My wife still did not get what she was promised this week.
Though we took a break from the big action blockbuster (and thankfully the season is almost over), we still wound up seeing a movie about which I was much more excited than she. I owe her, though, and may wind up seeing 500 Days of Summer just to set the keel back to even. (I hope she doesn’t kill me when she reads this sentence and finds out that I’d like nothing more than to see Inglorious Basterds sometime before the next week is out…)
So yeah. We got The Goods.
The main reason I wanted to see this is because I think Jeremy Piven is an absolute comic genius. I remember seeing him showcased in PCU like a million years ago and that performance sticking with me enough to steal some of his sound bites about college from less-than-reputable internet sources so that I could pepper my college radio show with his awesomely sarcastic, and now especially timely, dialogue.
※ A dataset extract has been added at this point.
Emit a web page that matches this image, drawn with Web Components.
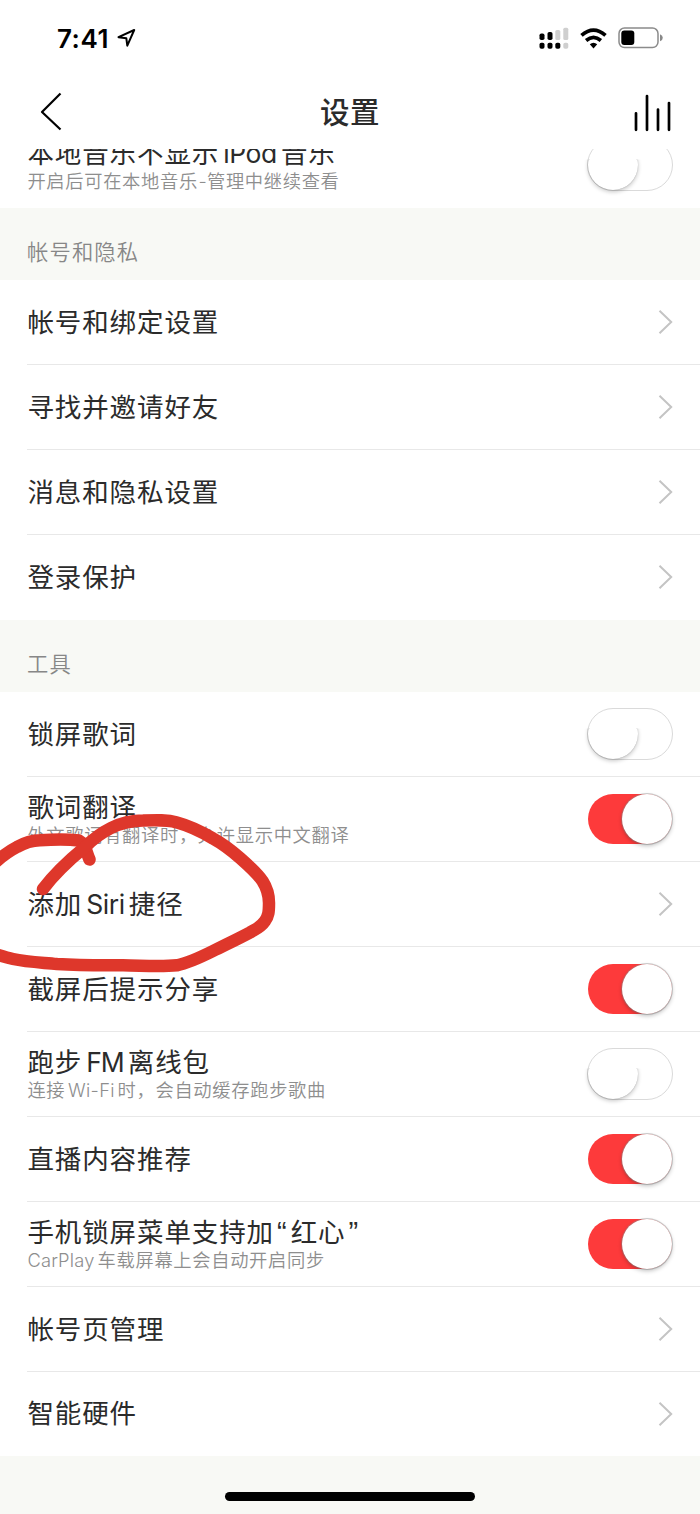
<!DOCTYPE html>
<html lang="zh-CN">
<head>
<meta charset="utf-8">
<title>设置</title>
<style>
html,body{margin:0;background:#fff}
body{width:700px;height:1514px;overflow:hidden;font-family:Inter,"Noto Sans CJK SC",sans-serif;color:#2b2b2b;text-autospace:no-autospace}
</style>
</head>
<body>
<settings-screen>
  <status-bar slot="status">7:41</status-bar>
  <nav-bar slot="nav">设置</nav-bar>
  <setting-row last>本地音乐不显示<latin-run>iPod</latin-run>音乐<span slot="sub">开启后可在本地音乐<latin-run style="--gap:.6px">-</latin-run>管理中继续查看</span><toggle-switch slot="end"></toggle-switch></setting-row>
  <section-title>帐号和隐私</section-title>
  <setting-row>帐号和绑定设置<chevron-icon slot="end"></chevron-icon></setting-row>
  <setting-row>寻找并邀请好友<chevron-icon slot="end"></chevron-icon></setting-row>
  <setting-row>消息和隐私设置<chevron-icon slot="end"></chevron-icon></setting-row>
  <setting-row last>登录保护<chevron-icon slot="end"></chevron-icon></setting-row>
  <section-title>工具</section-title>
  <setting-row>锁屏歌词<toggle-switch slot="end"></toggle-switch></setting-row>
  <setting-row>歌词翻译<span slot="sub">外文歌词有翻译时，允许显示中文翻译</span><toggle-switch slot="end" on></toggle-switch></setting-row>
  <setting-row>添加<latin-run>Siri</latin-run>捷径<chevron-icon slot="end"></chevron-icon></setting-row>
  <setting-row>截屏后提示分享<toggle-switch slot="end" on></toggle-switch></setting-row>
  <setting-row>跑步<latin-run style="--track:-1px">FM</latin-run>离线包<span slot="sub">连接<latin-run style="--track:.3px;--gap:2.8px">Wi-Fi</latin-run>时，会自动缓存跑步歌曲</span><toggle-switch slot="end"></toggle-switch></setting-row>
  <setting-row>直播内容推荐<toggle-switch slot="end" on></toggle-switch></setting-row>
  <setting-row>手机锁屏菜单支持加<latin-run class="q">“</latin-run>红心<latin-run class="q">”</latin-run><span slot="sub"><latin-run style="--lead:0px;--gap:3px;--track:.2px">CarPlay</latin-run>车载屏幕上会自动开启同步</span><toggle-switch slot="end" on></toggle-switch></setting-row>
  <setting-row>帐号页管理<chevron-icon slot="end"></chevron-icon></setting-row>
  <setting-row last style="height:84px">智能硬件<chevron-icon slot="end"></chevron-icon></setting-row>
  <home-indicator slot="home"></home-indicator>
  <ink-mark slot="ink"></ink-mark>
</settings-screen>
<script>
const define = (name, html) => {
  const t = document.createElement('template');
  t.innerHTML = html.trim();
  customElements.define(name, class extends HTMLElement {
    constructor() {
      super();
      this.attachShadow({ mode: 'open' }).appendChild(t.content.cloneNode(true));
    }
  });
};

define('settings-screen', `
<style>
:host{display:flex;flex-direction:column;position:relative;width:700px;height:1514px;overflow:hidden;background:#f8f9f5}
.list{flex:1;overflow:hidden;min-height:0}
.inner{margin-top:-26px}
</style>
<slot name="status"></slot><slot name="nav"></slot>
<div class="list"><div class="inner"><slot></slot></div></div>
<slot name="home"></slot><slot name="ink"></slot>`);

define('status-bar', `
<style>
:host{display:flex;align-items:center;box-sizing:border-box;height:76px;padding:0 37px 0 57px;background:#fff;color:#000;font:600 26px/30px Inter,sans-serif;letter-spacing:.5px}
.time{padding-top:1px}
.loc{margin-left:8px}
.sp{flex:1}
svg{display:block}
.wifi{margin:0 11px 0 11px}
</style>
<span class="time"><slot></slot></span>
<svg class="loc" width="19" height="20" viewBox="0 0 19 20"><path d="M1.500 9.200 17.200 2 10.300 17.600 9.300 10.200Z" fill="none" stroke="#000" stroke-width="2" stroke-linejoin="round"/></svg>
<span class="sp"></span>
<svg width="30" height="22" viewBox="0 0 30 22"><g fill="#000"><rect x="0.5" y="6.5" width="5" height="6.5" rx="1.8"/><rect x="8.5" y="5" width="5" height="8" rx="1.8"/><rect x=".5" y="15.7" width="5" height="6" rx="1.8"/><rect x="8.5" y="15.7" width="5" height="6" rx="1.8"/><rect x="16.3" y="15.7" width="5" height="6" rx="1.8"/></g><g fill="#cfcfcf"><rect x="16.3" y="3" width="5" height="10" rx="1.6"/><rect x="24.3" y=".7" width="5" height="12.3" rx="1.6"/><rect x="24.3" y="15.7" width="5" height="6" rx="1.8"/></g></svg>
<svg class="wifi" width="27" height="21" viewBox="0 0 27 21"><g fill="none" stroke="#000" stroke-width="3.7"><path d="M1.5 7.4Q13.500-3 25.500 7.4"/><path d="M6.100 12.500Q13.500 6.200 20.900 12.500"/></g><path d="M9.800 16.200Q13.500 13.200 17.200 16.200L13.500 20.400Z"/></svg>
<svg width="45" height="22" viewBox="0 0 45 22"><rect x="1" y="1" width="39" height="19.6" rx="5.5" fill="none" stroke="#8b8b8b" stroke-width="1.5"/><rect x="3.3" y="3.6" width="13" height="14.4" rx="3" fill="#000"/><path d="M42 7.300Q44.800 8.300 44.800 10.800T42 14.300Z" fill="#888"/></svg>`);

define('nav-bar', `
<style>
:host{display:grid;grid-template-columns:1fr auto 1fr;align-items:center;box-sizing:border-box;height:73px;padding:0 28px 0 40px;background:#fff;color:#2b2b2b;font:500 29.5px/44px Inter,"Noto Sans CJK SC",sans-serif;letter-spacing:.5px}
.t{margin-left:-12px;padding-bottom:2px}
svg{display:block;margin-bottom:3px}
.bars{justify-self:end;margin-bottom:1px}
</style>
<svg width="23" height="40" viewBox="0 0 23 40"><path d="M20.500 2.500 2 21 20.500 38.500" fill="none" stroke="#000" stroke-width="2.2" stroke-linejoin="round"/></svg>
<span class="t"><slot></slot></span>
<svg class="bars" width="39" height="40" viewBox="0 0 39 40"><path d="M3 21.300V37.800M14 4V37.800M25 17.500V37.800M36 11V37.800" stroke="#000" stroke-width="2.7" stroke-linecap="round"/></svg>`);

define('section-title', `
<style>
:host{display:flex;align-items:center;box-sizing:border-box;height:72px;padding:12px 28px 0 27px;font-size:21.3px;font-weight:350;letter-spacing:1.15px;color:#878787}
</style><slot></slot>`);

define('setting-row', `
<style>
:host{display:flex;box-sizing:border-box;height:85px;padding-left:27px;background:#fff}
.body{display:flex;flex:1;align-items:center;justify-content:space-between;box-sizing:border-box;border-bottom:1px solid #e8e8e8;padding-right:27px}
:host([last]) .body{border-bottom-color:transparent}
.text{display:flex;flex-direction:column;white-space:nowrap;padding:0 0 1px .4px}
.t{font-size:26.5px;line-height:30px;letter-spacing:.9px;color:#2b2b2b;font-weight:400}
.s{font-size:18.3px;line-height:24px;letter-spacing:.66px;font-weight:350;color:#8e8e8e}
.s.filled{padding-top:1px;margin-bottom:-1px}
</style>
<div class="body"><div class="text"><div class="t"><slot></slot></div><div class="s filled"><slot name="sub"></slot></div></div><slot name="end"></slot></div>`);

define('latin-run', `
<style>
:host{display:inline;letter-spacing:var(--track,-.4px);margin:0 var(--gap,4px) 0 var(--lead,var(--gap,4px))}
:host(.q){font-family:"Liberation Sans",sans-serif;font-size:29px;line-height:0;letter-spacing:0;margin:0 4px 0 3px}
</style><slot></slot>`);

define('toggle-switch', `
<style>
:host{display:block;box-sizing:border-box;width:86px;height:52px;border-radius:26px;border:1.5px solid #dadada;background:#fff}
i{display:block;width:50px;height:50px;margin:-.5px 0 0 -.5px;border-radius:50%;background:#fff;box-shadow:0 2px 4px rgba(0,0,0,.22),0 0 1px rgba(0,0,0,.3)}
:host([on]){background:#fd3a3b;border:0;width:84px;height:50px;margin-right:1px}
:host([on]) i{margin:0 0 0 34px;box-shadow:0 2px 4px rgba(0,0,0,.25),0 0 0 1px rgba(150,150,150,.45)}
:host(:not([on])) i{clip-path:polygon(-10% 40%,200% 40%,200% 130%,-10% 130%)}
</style><i></i>`);

define('chevron-icon', `
<style>:host{display:block}svg{display:block}</style>
<svg width="15" height="26" viewBox="0 0 15 26"><path d="M1.500 1.800 13.200 13 1.500 24.200" fill="none" stroke="#c4c4c4" stroke-width="2"/></svg>`);

define('home-indicator', `
<style>
:host{display:flex;justify-content:center;box-sizing:border-box;height:22px;background:#f8f9f5}
i{width:250px;height:9px;border-radius:5px;background:#000}
</style><i></i>`);

define('ink-mark', `
<style>
:host{position:absolute;left:0;top:800px;pointer-events:none}
svg{display:block}
</style>
<svg width="290" height="180" viewBox="0 0 290 180"><g fill="none" stroke="#de372b" stroke-width="12.5" stroke-linecap="round" stroke-linejoin="round">
<path d="M-8 65C-3 61 5 53 17 47C26 42 32 40.500 40 40.300C53 39.500 70 39.500 79 40.500C86 44 86 52 89.500 59.500"/>
<path d="M43 89C52 77 68 61 85 47C93 39 101 33 111 28C121 23 131 20.500 143 20.500C156 20 167 19.500 177 22.500C190 26 202 32 213 38.500C223 44 232 51 240 58C248 65 257 73 262.500 81C267 88 269 94 269 103C269 112 268.500 116 265 121C261 127 256 129 250 132.500C238 139 226 144.500 213 151C200 157.500 189 163 177 165.300C160 167 142 165.500 123 165.300C101 165.500 79 165.500 57 164C42 162.500 27 162 13 159C6 157.500 0 155.500-8 153"/></g></svg>`);
</script>
</body>
</html>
Now, of course, I watch him on Entourage, often wading through 20 minutes of crap show just to see the 10 that he’s on the screen kicking serious ass.
I am glad to see him returning to the big screen in a title role. Yes, “The Goods” is the middle, quotation-marks nickname to the main character, Don Reddy. A mercenary sales person of questionable repute whose sole purpose is to sweep into a town, sell a ton of cars, and get the hell out with a fat chunk of change in his pocket.
These people really exist, too, which was surprising to me. Auto-Sales Mercenaries are out there using every shady weapon in the salesman’s arsenal to get you to buy another piece of heavy equipment and they are typically employed during the most advertised sales of the year.
This is not a cautionary tale, however, this is a comedy.
Riding along with Piven are his crew of auto privateers consisting of large, sensitive man Jibby (Ving Rhames), tough-guy Brent Gage (David Koechner aka “That Bald Guy from Anchorman”), and ultra-horny cougar Babs (Kathryn Hahn). Pepper in a supporting cast of Ed Helms, Alan Thicke, James Brolin (sporting the narrow Bush eyes that his son used in W), Will Ferrel in a great cameo, as well as a cast of other car salesmen too long to list here (you wanna know, look it up on imDb, dammit) and you’ve got exactly what the title promises.
Does it deliver? I thought so. I wasn’t going into this movie expecting Oscar-quality cinema, but I was going in expecting better than the last two movies I’d seen, as referenced in this very blog. I got what I wanted, if only because this was a different type of movie. This only had the potential to ruin my night instead of raping my entire childhood.
There were more than a few theater-consuming laugh-out-loud moments, which is always the sign of a movie that is truly funny, at least the first time you watch it. The comedy of the flick is really accented by Piven’s ability to talk. Piven just has a way of talking that you know has been well used many times in his personal life. I don’t know if its improv or if it’s scripted but his acting is so natural in his latter day roles as great convincers and connivers (see: Ari Gold) that, even in the most extreme of circumstances, he seems completely believable as both a character and a real person. It almost makes the jokes funnier.
The cast is hysterical, the situations and the sales (and the Eric Bice Riot) are, in some spots, laughable because they seem like, if you were trapped in the sleaziest used car lot of all time, they could actually happen. I’m sure some of the story was based in true fact, though I highly doubt that a term quickly mentioned and defined in the movie, a “Nigerian Buyback”, has ever really happened. If it has, I’d like to meet that sucker and punch him in the face for being so stupid.
The only semi-complaint I have is that they stole a gag from Aqua Teen Hunger Force when Farrel makes his cameo, but it’s used to much more comedic effect than it was in the show, so it’s forgivable. If you know Aqua Teens, you’ll know what I’m talking about when I mention singing women and John Kruk.
A short review for a short movie. Not much controversial to talk about. If you’re tired of the blockbuster scene, get out to see this flick and have yourself a good couple of toilet laughs. It’s not the most fantastic movie ever made, but for me, it was a welcomed oasis in a desert of multi-million-dollar mayhem.
If it helps, it was even released on an Indy label! Though, Paramount is still going to get your money (if they haven’t already with Transformers and GI Joe), it’s still nice to think that it’s a smaller flick done by people who actually care about what they’re putting out. Even if my wife thought some of the gags were pretty recycled.
Bidula’s Last Word: 7.5/10
Like I said, a welcome break for anyone looking to take their mind off of blockbuster travesty. A worthy watch, if only just once.